Sarkozy ha studiato bene gli Stati Uniti e sa cosa fa di questa economia di mercato la maggiore potenza mondiale. Sa che negli Stati Uniti, in nome della concorrenza e del liberalismo, si coltiva e protegge con cura quella pianta così delicata che è la piccola impresa. Sarkozy promette di fare altrettanto. Come hanno fatto tutti i Presidenti degli Stati Uniti dal dopoguerra, democratici o repubblicani, Sarkozy si batterà affinché vengano riservate sostanziose quote di appalti pubblici alle piccole e medie imprese, al fine di ottenere una vera concorrenza dinamica di lungo periodo. Nel fare ciò il leader francese sa bene che andrà ad imbattersi nell’opposizione miope della Commissione Europea, che ritiene sufficiente dettare regole uguali per tutti senza occhi di riguardo per la dimensione d’impresa. Come tutti i presidenti degli Stati Uniti da Carter in poi, Sarkozy sa che una medesima regolamentazione amministrativa spesso impatta sui costi delle piccole imprese ben di più di quanto non impatti sui costi delle grandi imprese e si batterà affinché tali regolamentazioni siano evitate per le piccole in nome delle pari opportunità di partenza, come lo sono da anni negli Stati Uniti. E’ la terza via, quella di un’Europa politica che sfidi il gigante americano nel rispetto dei suoi valori liberali, poco curandosi del modello liberista e burocratico finora imperante nell’Europa geografica a 27 o più paesi.

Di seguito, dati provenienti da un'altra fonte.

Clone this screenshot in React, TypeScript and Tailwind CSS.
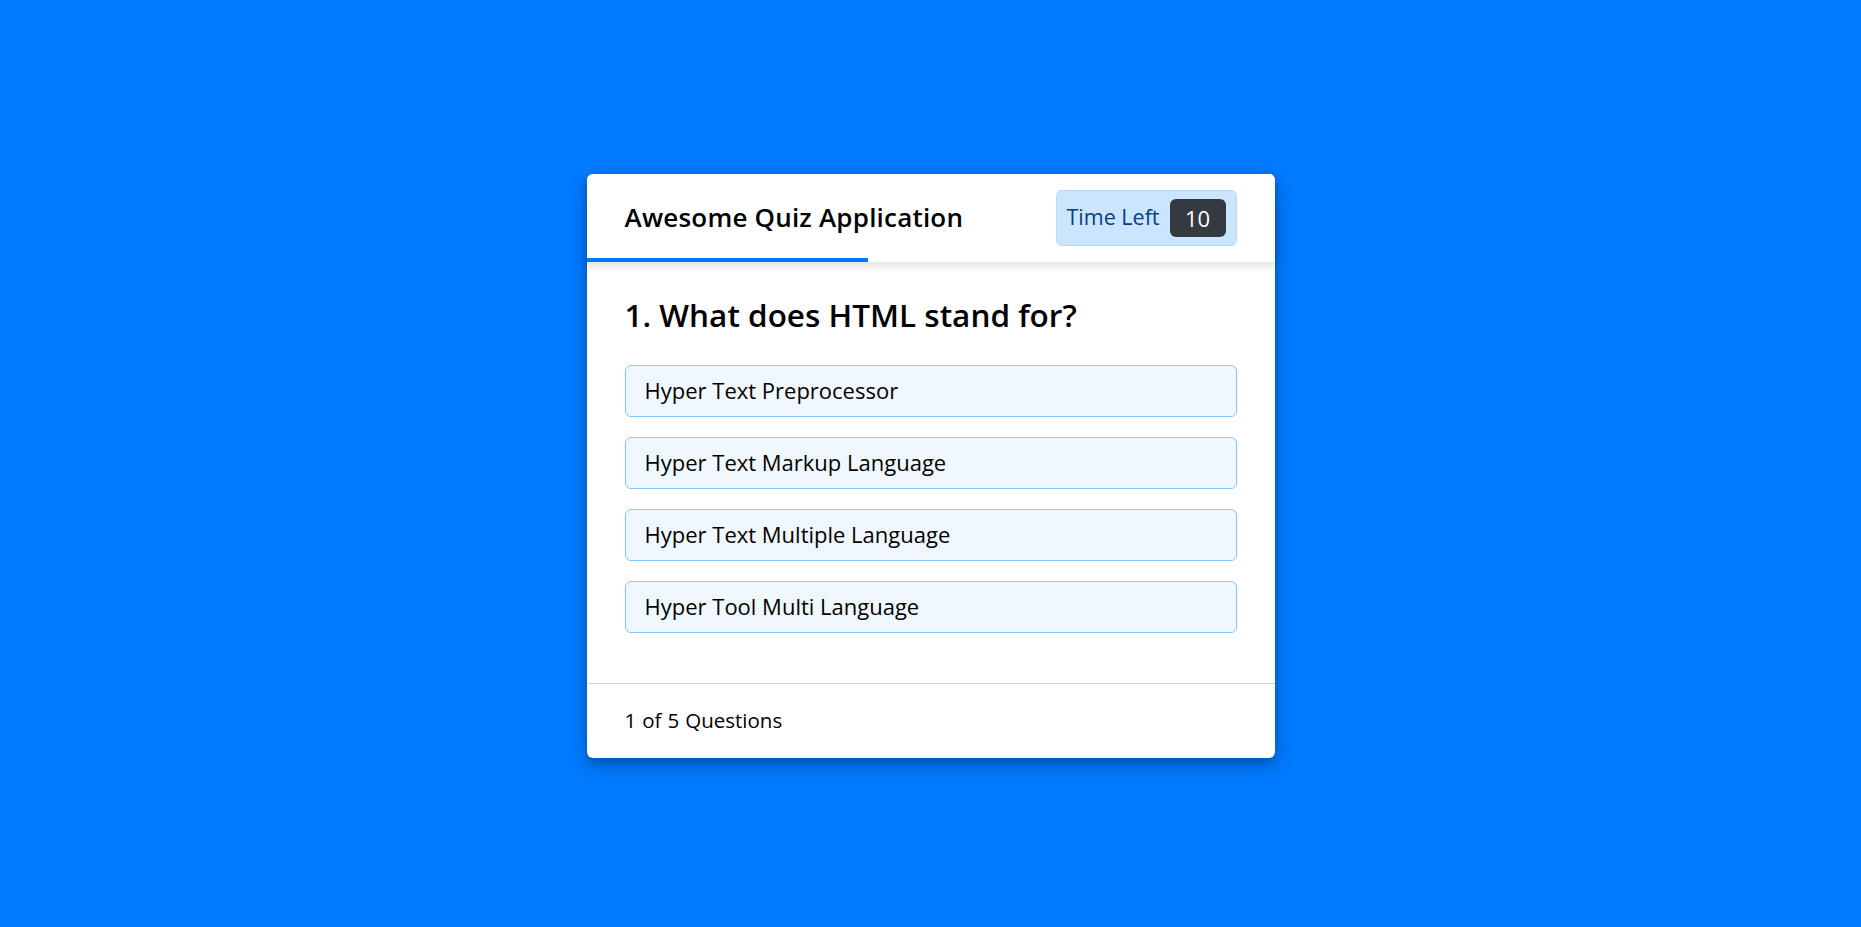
import React from 'react';

const options = [
  'Hyper Text Preprocessor',
  'Hyper Text Markup Language',
  'Hyper Text Multiple Language',
  'Hyper Tool Multi Language',
];

export default function App() {
  return (
    <div
      className="flex min-h-[927px] w-full items-center justify-center bg-[#007bff] pt-[4px] text-black"
      style={{ fontFamily: '"Open Sans", "Liberation Sans", sans-serif' }}
    >
      <div className="w-[688px] rounded-[6px] bg-white shadow-[0_5px_10px_0_rgba(0,0,0,0.2),0_8px_25px_0_rgba(0,0,0,0.19)]">
        <header className="relative z-10 flex h-[88px] items-center justify-between rounded-t-[6px] bg-white px-[38px] shadow-[0_4px_6px_1px_rgba(0,0,0,0.1)]">
          <div className="text-[26px] font-semibold tracking-[0.2px]">Awesome Quiz Application</div>
          <div className="flex h-[56px] w-[181px] items-center justify-between rounded-[6px] border border-[#b8daff] bg-[#cce5ff] px-[10px] text-[#004085]">
            <span className="text-[21.5px]">Time Left</span>
            <span className="h-[38px] w-[56px] rounded-[6px] bg-[#343a40] text-center text-[22px] font-medium leading-[38px] text-white">
              10
            </span>
          </div>
          <div className="absolute bottom-0 left-0 h-[4px] w-[281px] bg-[#007bff]" />
        </header>
        <section className="px-[38px] pt-[31px] pb-[50px]">
          <div className="text-[31.5px] font-semibold leading-[44px]">1. What does HTML stand for?</div>
          <div className="mt-[28px] flex flex-col gap-[20px]">
            {options.map((o) => (
              <div
                key={o}
                className="flex h-[52px] items-center rounded-[6px] border border-[#84c5fe] bg-[#f0f8ff] px-[19px] text-[22px]"
              >
                {o}
              </div>
            ))}
          </div>
        </section>
        <footer className="flex h-[75px] items-center border-t border-[#d3d3d3] px-[38px] text-[20.5px]">
          <span className="flex">
            <span className="pr-[6px] font-medium">1</span>
            <span>of</span>
            <span className="px-[6px] font-medium">5</span>
            <span>Questions</span>
          </span>
        </footer>
      </div>
    </div>
  );
}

Sarkozy sarà Presidente della Repubblica di Francia. Di quel Paese i cui telegiornali nel giorno del faccia a faccia finale preferiscono aprire con le notizie sul Governo israeliano in crisi o sulle immagini delle manifestazioni per la laicità in Turchia piuttosto che sul dibattito tra Ségolène Royal e Nicholas Sarkozy. Ma anche di quel Paese che ha l’ambizione di guidare piuttosto che di seguire. Di quel Paese che, come l’Assemblea parlamentare con Georges Clemenceau, è sempre alla ricerca di un Général a cui dover obbedire, più o meno di buon grado, affinché questi lo conduca a primeggiare nella Storia. E chissà che anche l’Europa non speri che Sarkozy sia capace di vincere anche questa sfida.